Blair, a committed Christian who keeps the Bible by his bed, knows he is taking a risk by revealing the importance he places on religion in informing his politics. He also knows that many of his key officials feel uncomfortable about the central role that God plays in his life. There were furrowed brows of consternation when Blair, asked who he would answer to for the deaths of British soldiers, replied: 'My Maker'.

Alastair Campbell, Blair's communications director, said 'We don't do God' when the Prime Minister was questioned in a recent interview with Vanity Fair about his religious beliefs. When Blair wanted to end his televised address to the nation at the start of the war in Iraq with 'God bless you', he was advised against it.

Some No 10 officials are concerned that the Government will fall victim to unfavourable comparisons with the Republican administration in America, where President Bush makes no secret of his religious faith and right-wing religious organisations have a powerful input into policy-making, particularly on sensitive issues such as abortion.

Blair, in contrast, has always been cautious about speaking about his faith. He sidestepped questions from Sir David Frost last year and Jeremy Paxman this year when both asked if he prayed with the US President when they met at summits to discuss the Iraq war.

The new high-powered ministerial grouping will have an input across government. Although based in the Home Office, it will advise the Departments for Education, Culture, Media and Sport and Trade and Industry.

Underlining its importance, William Chapman, the Appointments Secretary at No 10, will have a key role. The Prime Minister's own 'religious envoy', Labour MP John Battle, will also sit on the committee.

The Home Office announcement was slipped out in a parliamentary written reply four weeks ago, and published here for the first time. In it, Mactaggart outlines what the group will attempt to do: 'Its terms of reference are to consider the most effective means of achieving greater involvement of the faith communities in policy-making and delivery across Whitehall [and] to identify the specific policy areas where this input would be most valuable.

'The Prime Minister is aware of our plans and attaches considerable importance to this. It will lay down the foundations for the effective involvement of the faith communities' perspectives and needs in policy development across government.'

Membership of the committee will also include representatives of the Jewish, Sikh, Muslim and Hindu faiths.

Non-religious groups attacked the plans, saying they gave a special platform to religious groups denied to others. In a letter to Mactaggart, Keith Wood, executive director of the National Secular Society, which includes in its membership a number of Labour MPs, said: 'We feel this is a further example of the Government's desire to favour and privilege religious organisations, and wonder when the opinions and needs of those who are non-religious will be similarly regarded. The non-religious feel alienated and excluded from the political processes that help shape our society.'

Wood said that despite repeated requests non-religious groups have been excluded from any involvement in the religious working group.
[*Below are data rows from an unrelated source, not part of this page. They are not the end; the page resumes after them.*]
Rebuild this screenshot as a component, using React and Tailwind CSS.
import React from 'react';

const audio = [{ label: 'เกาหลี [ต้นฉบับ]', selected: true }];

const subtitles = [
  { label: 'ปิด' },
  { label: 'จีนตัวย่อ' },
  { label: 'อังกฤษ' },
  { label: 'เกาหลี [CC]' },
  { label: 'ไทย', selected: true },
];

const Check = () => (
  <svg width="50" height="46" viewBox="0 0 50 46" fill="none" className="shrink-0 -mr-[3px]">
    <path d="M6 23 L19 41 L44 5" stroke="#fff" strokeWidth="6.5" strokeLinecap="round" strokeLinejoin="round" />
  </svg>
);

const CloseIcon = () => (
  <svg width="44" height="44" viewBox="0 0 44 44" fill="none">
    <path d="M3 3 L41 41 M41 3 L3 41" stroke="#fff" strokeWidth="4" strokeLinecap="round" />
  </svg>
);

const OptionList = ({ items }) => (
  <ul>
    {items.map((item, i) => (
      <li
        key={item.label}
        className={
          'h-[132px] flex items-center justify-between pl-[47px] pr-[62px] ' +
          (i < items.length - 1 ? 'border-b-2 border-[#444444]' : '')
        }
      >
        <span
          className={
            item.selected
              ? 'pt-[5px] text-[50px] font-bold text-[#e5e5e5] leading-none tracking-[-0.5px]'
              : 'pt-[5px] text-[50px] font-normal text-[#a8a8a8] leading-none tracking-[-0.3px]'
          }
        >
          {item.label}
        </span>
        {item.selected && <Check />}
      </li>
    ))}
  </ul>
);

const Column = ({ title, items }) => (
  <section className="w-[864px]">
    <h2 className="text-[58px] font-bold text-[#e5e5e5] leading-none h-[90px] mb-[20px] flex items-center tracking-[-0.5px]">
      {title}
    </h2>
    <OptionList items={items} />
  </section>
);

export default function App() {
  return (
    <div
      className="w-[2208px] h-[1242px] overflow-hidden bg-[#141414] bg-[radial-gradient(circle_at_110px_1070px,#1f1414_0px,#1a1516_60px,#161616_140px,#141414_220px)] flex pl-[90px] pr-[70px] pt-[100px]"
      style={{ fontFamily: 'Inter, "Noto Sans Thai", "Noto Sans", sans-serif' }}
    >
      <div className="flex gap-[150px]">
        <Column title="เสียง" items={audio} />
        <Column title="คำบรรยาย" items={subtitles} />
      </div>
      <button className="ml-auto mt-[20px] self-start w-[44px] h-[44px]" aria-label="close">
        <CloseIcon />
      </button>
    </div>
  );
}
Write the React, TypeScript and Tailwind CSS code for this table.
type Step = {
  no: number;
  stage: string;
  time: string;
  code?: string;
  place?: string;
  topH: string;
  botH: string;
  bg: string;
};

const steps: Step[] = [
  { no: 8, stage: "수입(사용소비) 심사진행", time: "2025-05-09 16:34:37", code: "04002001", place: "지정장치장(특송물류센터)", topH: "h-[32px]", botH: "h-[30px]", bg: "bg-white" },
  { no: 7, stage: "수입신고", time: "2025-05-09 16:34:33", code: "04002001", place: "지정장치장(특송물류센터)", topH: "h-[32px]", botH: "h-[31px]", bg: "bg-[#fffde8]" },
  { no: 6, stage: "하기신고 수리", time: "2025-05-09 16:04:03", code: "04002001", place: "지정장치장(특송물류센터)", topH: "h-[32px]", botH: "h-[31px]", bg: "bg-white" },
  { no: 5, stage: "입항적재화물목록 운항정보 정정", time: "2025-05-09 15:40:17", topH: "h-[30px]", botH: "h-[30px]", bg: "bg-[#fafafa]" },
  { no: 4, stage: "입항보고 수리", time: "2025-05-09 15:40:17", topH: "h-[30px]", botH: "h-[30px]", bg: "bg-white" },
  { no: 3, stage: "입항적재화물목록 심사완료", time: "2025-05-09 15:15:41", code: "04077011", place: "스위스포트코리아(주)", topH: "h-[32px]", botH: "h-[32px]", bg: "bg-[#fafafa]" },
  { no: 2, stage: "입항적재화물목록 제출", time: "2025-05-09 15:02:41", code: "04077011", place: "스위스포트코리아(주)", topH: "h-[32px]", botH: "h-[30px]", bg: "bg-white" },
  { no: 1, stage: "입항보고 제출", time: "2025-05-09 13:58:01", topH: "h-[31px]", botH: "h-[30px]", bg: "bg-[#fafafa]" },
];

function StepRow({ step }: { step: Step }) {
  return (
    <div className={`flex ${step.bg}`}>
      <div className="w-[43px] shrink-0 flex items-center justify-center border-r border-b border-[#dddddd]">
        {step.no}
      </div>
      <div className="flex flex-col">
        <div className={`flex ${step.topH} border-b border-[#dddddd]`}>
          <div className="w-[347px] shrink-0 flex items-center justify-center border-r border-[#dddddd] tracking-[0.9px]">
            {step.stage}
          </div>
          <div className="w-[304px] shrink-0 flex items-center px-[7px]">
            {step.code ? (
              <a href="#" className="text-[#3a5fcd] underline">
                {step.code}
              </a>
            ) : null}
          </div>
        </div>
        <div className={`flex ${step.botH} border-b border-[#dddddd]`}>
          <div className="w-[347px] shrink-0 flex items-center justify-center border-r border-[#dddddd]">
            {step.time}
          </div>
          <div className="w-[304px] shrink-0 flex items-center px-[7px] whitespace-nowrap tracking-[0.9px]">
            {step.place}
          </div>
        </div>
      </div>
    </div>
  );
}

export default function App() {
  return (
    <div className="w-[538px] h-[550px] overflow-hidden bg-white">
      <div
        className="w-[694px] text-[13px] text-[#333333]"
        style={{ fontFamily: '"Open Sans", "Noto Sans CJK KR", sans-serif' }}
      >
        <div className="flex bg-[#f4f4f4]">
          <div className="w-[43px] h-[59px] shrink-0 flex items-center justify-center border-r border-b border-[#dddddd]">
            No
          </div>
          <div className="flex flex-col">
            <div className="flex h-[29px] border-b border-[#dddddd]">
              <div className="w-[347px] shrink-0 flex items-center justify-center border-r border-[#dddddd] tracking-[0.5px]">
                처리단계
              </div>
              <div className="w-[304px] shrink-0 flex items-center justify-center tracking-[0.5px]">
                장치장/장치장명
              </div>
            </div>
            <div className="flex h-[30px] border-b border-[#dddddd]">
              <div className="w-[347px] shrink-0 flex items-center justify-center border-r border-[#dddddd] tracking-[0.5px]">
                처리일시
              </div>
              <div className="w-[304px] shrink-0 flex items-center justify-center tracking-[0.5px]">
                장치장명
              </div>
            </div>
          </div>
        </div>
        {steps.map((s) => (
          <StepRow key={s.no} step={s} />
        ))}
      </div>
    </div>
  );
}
Christian organisations said that there was much that could be learnt from religious groups and the work they do in the community. 'This is an important development that goes way beyond a narrower set of faith community concerns like faith schools or regeneration,' said Graham Dale, director of the Christian Socialist Movement, of which Blair is a member.

'The group will have the freedom to engage in policy issues across the board but also to address other less tangible areas like values in public life. It raises to a new level the recognition of faith as a factor in government consultation and indicates the Government's willingness to engage with people of faith in every area of public life.

'It therefore also represents a blow to secularism. As the 2001 census revealed, four in every five people in Britain still align themselves with one of the major faiths. The group is a bold step forward in getting better representation of faith groups in politics, and getting their views and opinions heard in policy formulation.'
From religioustolerance.org: latest UK cencus figures

Religion Number (in millions) % of total population
Christianity 42.558M 72.3%
No religion 7.80M 13.3%
Refused to answer 4.01M 6.8%
Islam 1.59M 2.7%
Hinduism 0.559M 0.95%
Jedis 0.390M 0.66%
Sikhism 0.336M 0.57%
Judaism 0.268M 0.46%
Buddhism 0.149M 0.25%
Other 0.157M 0.26%
Total population 58.789M

A quick google for latest church attendance figures says that 1M attend the church of England every week. being extremely generous and saying thats 1M for Catholics, and 1M for assorted other Christian faiths in the UK. that would mean that if every member of the other religions chosen for the thinktank actively take part in their religious activity (church, synagogue, temple, mosque etc) thats 5.753 million people in the UK this will be relevent to, which is LESS than the number who put "no religion" as an answer to the latest UK cencus.

Don't get me wrong, I've got nothing against anyones religion, everyone should be free to practice whatever religion they identify with, its when religious ideals are imposed on others who dont follow those ideals that I get annoyed, this being a great example of it.

p.s. there was some study after the cencus into the religious question that showed most people who answered Christianity as religion never went to church, and didnt believe in teh Bible, just put it out of the one they most identified with as it was their parents religion or whatever. ill try to dredge it up.